In mint state, prices are far higher. A coin graded MS60 is worth about $425. And the auction record was set in 2011 for a coin graded MS67. That sold for an impressive $21,275.
Also read: 11 Most Valuable Wheat Penny Errors
How much is a 1943 steel penny worth today?
The answer could be anything from a few cents to hundreds of thousands of dollars. Coins in poorer condition are generally not worth much more than their face value. But if they’re not heavily worn, their value can be much higher.
The most valuable coins are usually those that have never been circulated. Values for those range from $11 to $5,000, depending on their condition and mint mark.
And error coins can be very valuable too. The most expensive are coins struck on bronze planchets instead of steel clad in zinc. Those can be worth hundreds of thousands of dollars.
How do I know if my 1943 steel penny is rare?
Look for signs of wear and tear.
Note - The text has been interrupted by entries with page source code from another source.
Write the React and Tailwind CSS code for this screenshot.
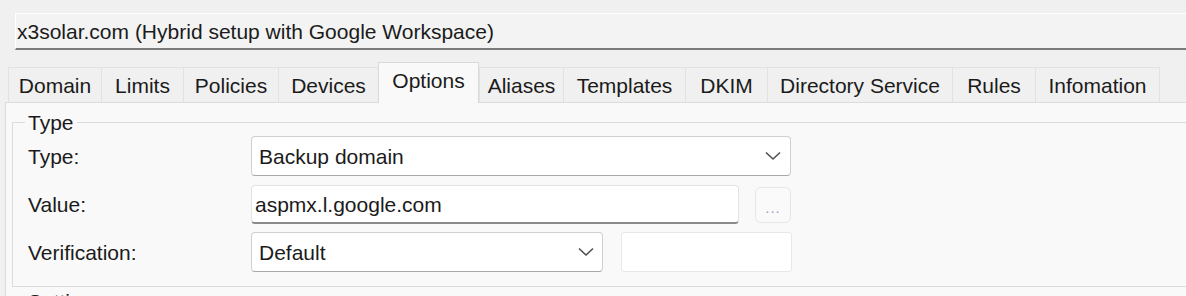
import React from "react";

function Chevron() {
  return (
    <svg width="16" height="10" viewBox="0 0 16 10" className="shrink-0">
      <path d="M1 1.5 L8 8 L15 1.5" fill="none" stroke="#505050" strokeWidth="1.6" />
    </svg>
  );
}

export default function App() {
  const tabs = [
    ["Domain", 94],
    ["Limits", 83],
    ["Policies", 96],
    ["Devices", 101],
    ["Options", 101, true],
    ["Aliases", 85],
    ["Templates", 123],
    ["DKIM", 83],
    ["Directory Service", 186],
    ["Rules", 84],
    ["Infomation", 125],
  ];
  return (
    <div className="w-[1186px] h-[296px] overflow-hidden bg-[#f0f0f0] text-[21px] leading-none text-[#1b1b1b] font-['Liberation_Sans',Arial,sans-serif]">
      <div className="ml-[15px] mt-[13px] w-[1200px] h-[37px] bg-[#f3f3f3] border-t border-l border-t-white border-l-white border-b-2 border-b-[#7a7a7a] flex items-center pl-px">
        x3solar.com (Hybrid setup with Google Workspace)
      </div>
      <div className="ml-[8px] mt-[12px] flex items-end h-[40px]">
        {tabs.map(([label, w, sel]) =>
          sel ? (
            <div
              key={label}
              style={{ width: w }}
              className="h-[41px] -mb-px relative z-10 bg-[#f9f9f9] border-l border-t border-r border-[#d9d9d9] flex items-center justify-center pb-[5px] shrink-0"
            >
              {label}
            </div>
          ) : (
            <div
              key={label}
              style={{ width: w }}
              className="h-[35px] bg-[#f0f0f0] border-t border-r border-l border-[#e2e2e2] -mr-px flex items-center justify-center shrink-0"
            >
              {label}
            </div>
          )
        )}
      </div>
      <div className="ml-[5px] w-[1200px] h-[300px] bg-[#f9f9f9] border-l border-t border-[#dcdcdc] pl-[6px] pt-[9px]">
        <fieldset className="border border-[#dcdcdc] pt-[3px] pb-[14px]">
          <legend className="ml-[12px] px-[3px] h-[21px] leading-[21px]">Type</legend>
          <div className="flex items-center h-[40px] pl-[15px]">
            <div className="w-[223px] shrink-0">Type:</div>
            <div className="w-[540px] h-[40px] bg-white border border-[#d0d0d0] border-b-[#a9a9a9] rounded-[4px] flex items-center justify-between pl-[7px] pr-[9px]">
              <span>Backup domain</span>
              <Chevron />
            </div>
          </div>
          <div className="flex items-center h-[39px] mt-[9px] pl-[15px]">
            <div className="w-[223px] shrink-0">Value:</div>
            <div className="w-[488px] h-[39px] bg-white border border-[#e3e3e3] border-b-2 border-b-[#8a8a8a] rounded-[4px] flex items-center pl-[3px]">
              aspmx.l.google.com
            </div>
            <div className="ml-[16px] w-[36px] h-[36px] bg-[#fafafa] border border-[#e6e6e6] rounded-[6px] flex items-end justify-center pb-[7px] text-[15px] text-[#9ea0c4] tracking-[1px]">
              ...
            </div>
          </div>
          <div className="flex items-center h-[40px] mt-[8px] pl-[15px]">
            <div className="w-[223px] shrink-0">Verification:</div>
            <div className="w-[352px] h-[40px] bg-white border border-[#d0d0d0] border-b-[#a9a9a9] rounded-[4px] flex items-center justify-between pl-[7px] pr-[8px]">
              <span>Default</span>
              <Chevron />
            </div>
            <div className="ml-[18px] w-[171px] h-[40px] bg-white border border-[#e8e8e8] rounded-[3px]"></div>
          </div>
        </fieldset>
        <fieldset className="mt-[4px] border border-[#dcdcdc] h-[60px]">
          <legend className="ml-[12px] px-[3px] h-[21px] leading-[21px]">Settings</legend>
        </fieldset>
      </div>
    </div>
  );
}
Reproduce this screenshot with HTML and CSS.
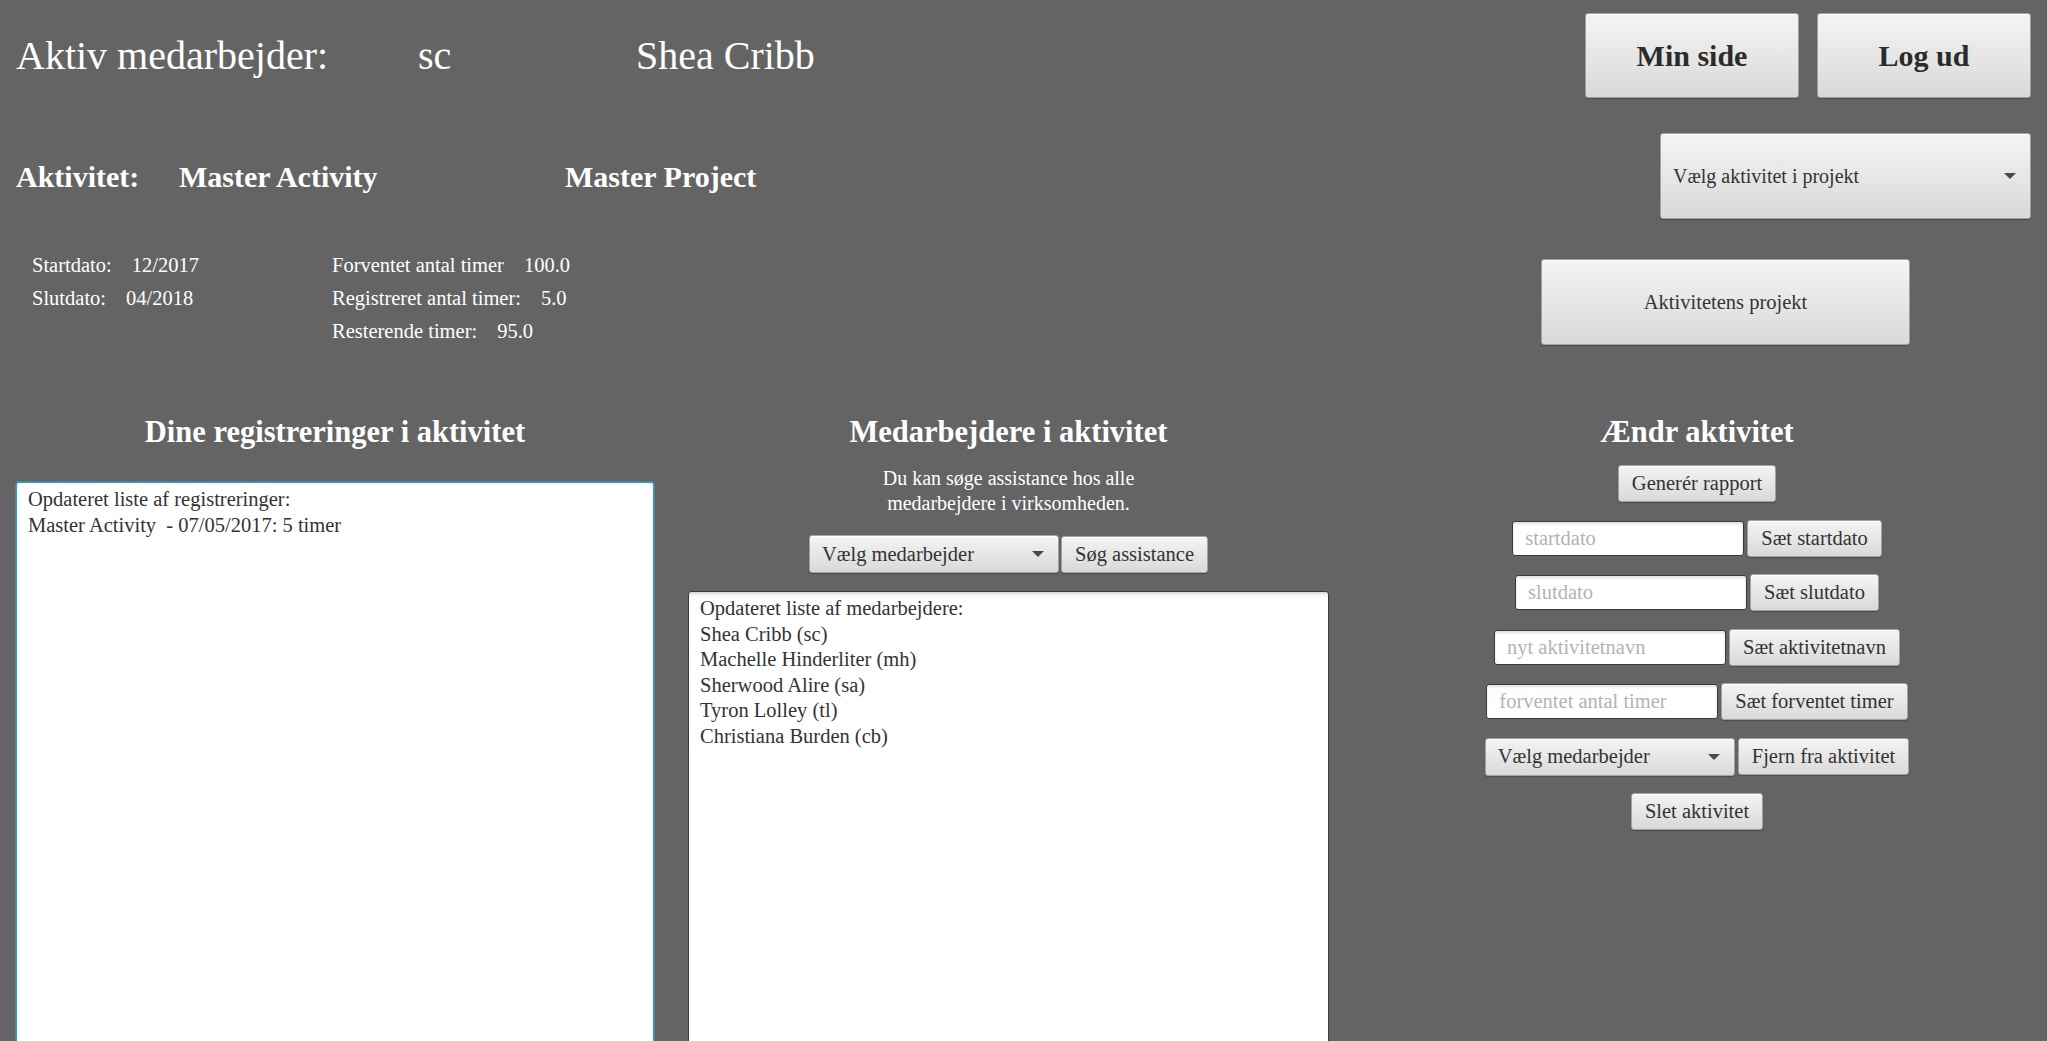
FILE: index.html
```html
<!DOCTYPE html>
<html lang="da">
<head>
<meta charset="utf-8">
<title>Aktivitet</title>
<link rel="stylesheet" href="styles.css">
</head>
<body>
<div class="page">
  <header class="top">
    <div class="info">
      <div class="who">
        <span class="who-label">Aktiv medarbejder:</span>
        <span class="who-id">sc</span>
        <span class="who-name">Shea Cribb</span>
      </div>
      <div class="activity">
        <span class="act-label">Aktivitet:</span>
        <span class="act-name">Master Activity</span>
        <span class="act-project">Master Project</span>
      </div>
      <div class="details">
        <div class="detail-group">
          <div class="detail"><span>Startdato:</span><span>12/2017</span></div>
          <div class="detail"><span>Slutdato:</span><span>04/2018</span></div>
        </div>
        <div class="detail-group">
          <div class="detail"><span>Forventet antal timer</span><span>100.0</span></div>
          <div class="detail"><span>Registreret antal timer:</span><span>5.0</span></div>
          <div class="detail"><span>Resterende timer:</span><span>95.0</span></div>
        </div>
      </div>
    </div>
    <div class="actions">
      <nav class="nav">
        <button class="btn btn-nav">Min side</button>
        <button class="btn btn-nav">Log ud</button>
      </nav>
      <button class="btn combo combo-project"><span>Vælg aktivitet i projekt</span><span class="caret"></span></button>
      <button class="btn btn-project">Aktivitetens projekt</button>
    </div>
  </header>

  <main class="columns">
    <section class="col">
      <h2 class="col-title">Dine registreringer i aktivitet</h2>
      <div class="list list-focused">
        <div>Opdateret liste af registreringer:</div>
        <div>Master Activity&nbsp; - 07/05/2017: 5 timer</div>
      </div>
    </section>

    <section class="col">
      <h2 class="col-title">Medarbejdere i aktivitet</h2>
      <p class="note">Du kan søge assistance hos alle<br>medarbejdere i virksomheden.</p>
      <div class="pair assist">
        <button class="btn combo"><span>Vælg medarbejder</span><span class="caret"></span></button>
        <button class="btn">Søg assistance</button>
      </div>
      <div class="list list-plain">
        <div>Opdateret liste af medarbejdere:</div>
        <div>Shea Cribb (sc)</div>
        <div>Machelle Hinderliter (mh)</div>
        <div>Sherwood Alire (sa)</div>
        <div>Tyron Lolley (tl)</div>
        <div>Christiana Burden (cb)</div>
      </div>
    </section>

    <section class="col">
      <h2 class="col-title">Ændr aktivitet</h2>
      <div class="form">
        <button class="btn">Generér rapport</button>
        <div class="pair">
          <input class="field" type="text" placeholder="startdato">
          <button class="btn">Sæt startdato</button>
        </div>
        <div class="pair">
          <input class="field" type="text" placeholder="slutdato">
          <button class="btn">Sæt slutdato</button>
        </div>
        <div class="pair">
          <input class="field" type="text" placeholder="nyt aktivitetnavn">
          <button class="btn">Sæt aktivitetnavn</button>
        </div>
        <div class="pair">
          <input class="field" type="text" placeholder="forventet antal timer">
          <button class="btn">Sæt forventet timer</button>
        </div>
        <div class="pair">
          <button class="btn combo"><span>Vælg medarbejder</span><span class="caret"></span></button>
          <button class="btn">Fjern fra aktivitet</button>
        </div>
        <button class="btn">Slet aktivitet</button>
      </div>
    </section>
  </main>
</div>
</body>
</html>
```

FILE: styles.css
```css
* {
  box-sizing: border-box;
}

html,
body {
  margin: 0;
  height: 100%;
  overflow: hidden;
}

body {
  background: #646464;
  color: #ffffff;
  font-family: "Liberation Serif", "Times New Roman", serif;
}

.page {
  padding: 13px 16px 0 16px;
}

/* ---------- top area ---------- */
.top {
  display: flex;
  justify-content: space-between;
}

.info {
  display: flex;
  flex-direction: column;
}

.who {
  display: flex;
  height: 85px;
  line-height: 85px;
  font-size: 40px;
  white-space: nowrap;
}

.who-label {
  width: 402px;
}

.who-id {
  width: 218px;
}

.activity {
  display: flex;
  margin-top: 59px;
  line-height: 40px;
  font-size: 30px;
  font-weight: bold;
  white-space: nowrap;
}

.act-label {
  width: 163px;
}

.act-name {
  width: 386px;
}

.details {
  display: grid;
  grid-template-columns: 300px auto;
  margin-top: 52px;
  padding-left: 16px;
  font-size: 20.5px;
  line-height: 33px;
  white-space: nowrap;
}

.detail {
  display: flex;
  gap: 20px;
}

.actions {
  width: 490px;
  display: flex;
  flex-direction: column;
  align-items: flex-end;
}

.nav {
  display: flex;
  gap: 18px;
}

/* ---------- controls ---------- */
.btn {
  font-family: inherit;
  font-size: 20.5px;
  color: #333333;
  height: 37px;
  padding: 0 13px;
  background: linear-gradient(#f4f4f4, #d9d9d9);
  border: 1px solid #a2a2a2;
  border-radius: 3px;
  box-shadow: inset 0 1px 0 rgba(255, 255, 255, 0.85), 0 1px 1px rgba(0, 0, 0, 0.25);
  white-space: nowrap;
  cursor: pointer;
}

.btn-nav {
  width: 214px;
  height: 85px;
  font-size: 30px;
  font-weight: bold;
  color: #2b2b2b;
}

.combo {
  width: 250px;
  height: 38px;
  display: flex;
  align-items: center;
  justify-content: space-between;
  padding: 0 12px;
  text-align: left;
}

.combo-project {
  margin-top: 35px;
  width: 371px;
  height: 86px;
  font-size: 20px;
}

.caret {
  width: 0;
  height: 0;
  border-left: 6px solid transparent;
  border-right: 6px solid transparent;
  border-top: 6px solid #4a4a4a;
  margin-right: 2px;
}

.btn-project {
  align-self: flex-start;
  margin-top: 40px;
  width: 369px;
  height: 86px;
}

.field {
  width: 232px;
  height: 35px;
  padding: 0 12px;
  font-family: inherit;
  font-size: 20.5px;
  color: #333333;
  background: #ffffff;
  border: 1px solid #3a3a3a;
  border-radius: 3px;
  box-shadow: inset 0 2px 3px rgba(0, 0, 0, 0.12);
  outline: none;
}

.field::placeholder {
  color: #b3b3b3;
}

/* ---------- columns ---------- */
.columns {
  display: grid;
  grid-template-columns: 638px 641px 1fr;
  column-gap: 34px;
  margin-top: 64px;
}

.col {
  display: flex;
  flex-direction: column;
  align-items: center;
}

.col-title {
  margin: 0;
  font-size: 30.5px;
  line-height: 40px;
  font-weight: bold;
  white-space: nowrap;
}

.list {
  align-self: stretch;
  height: 700px;
  padding: 4px 11px;
  background: #ffffff;
  color: #333333;
  font-size: 20.5px;
  line-height: 25.5px;
  border-radius: 3px;
  white-space: nowrap;
}

.list-focused {
  margin-top: 30px;
  border: 1px solid #1fa3dc;
  box-shadow: 0 0 0 1px rgba(60, 170, 220, 0.45);
}

.list-plain {
  margin-top: 18px;
  border: 1px solid #3a3a3a;
  box-shadow: inset 0 4px 4px -3px rgba(0, 0, 0, 0.25);
}

.note {
  margin: 14px 0 0;
  text-align: center;
  font-size: 20px;
  line-height: 25px;
}

.pair {
  display: flex;
  align-items: center;
  gap: 3px;
}

.assist {
  margin-top: 19px;
  gap: 2px;
}

.form {
  margin-top: 13px;
  display: flex;
  flex-direction: column;
  align-items: center;
  gap: 17.5px;
}
```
Standard coins with minimal scratching, glossy fields (the flat parts of the coin), and clearly detailed designs are worth the most.
Error coins are easier to spot, but beware of fakes. If your 1943 penny looks like it’s made of copper rather than steel, it could be very valuable. But test it with a magnet. If it’s attracted to the magnet, it’s a fake – a steel coin coated in copper.
It’s a good idea to weigh it too. Real copper pennies should weigh 3.11 grams, or marginally less to allow for wear.
The other error you can look for is a re-punched mint mark. Check the obverse of the coin, beneath the date. If you can see a “D”, look closely. If there’s a second, fainter D beneath it, it could be an error.
Values for steel pennies with re-punched mint marks range from $70 to over $10,000, depending on condition.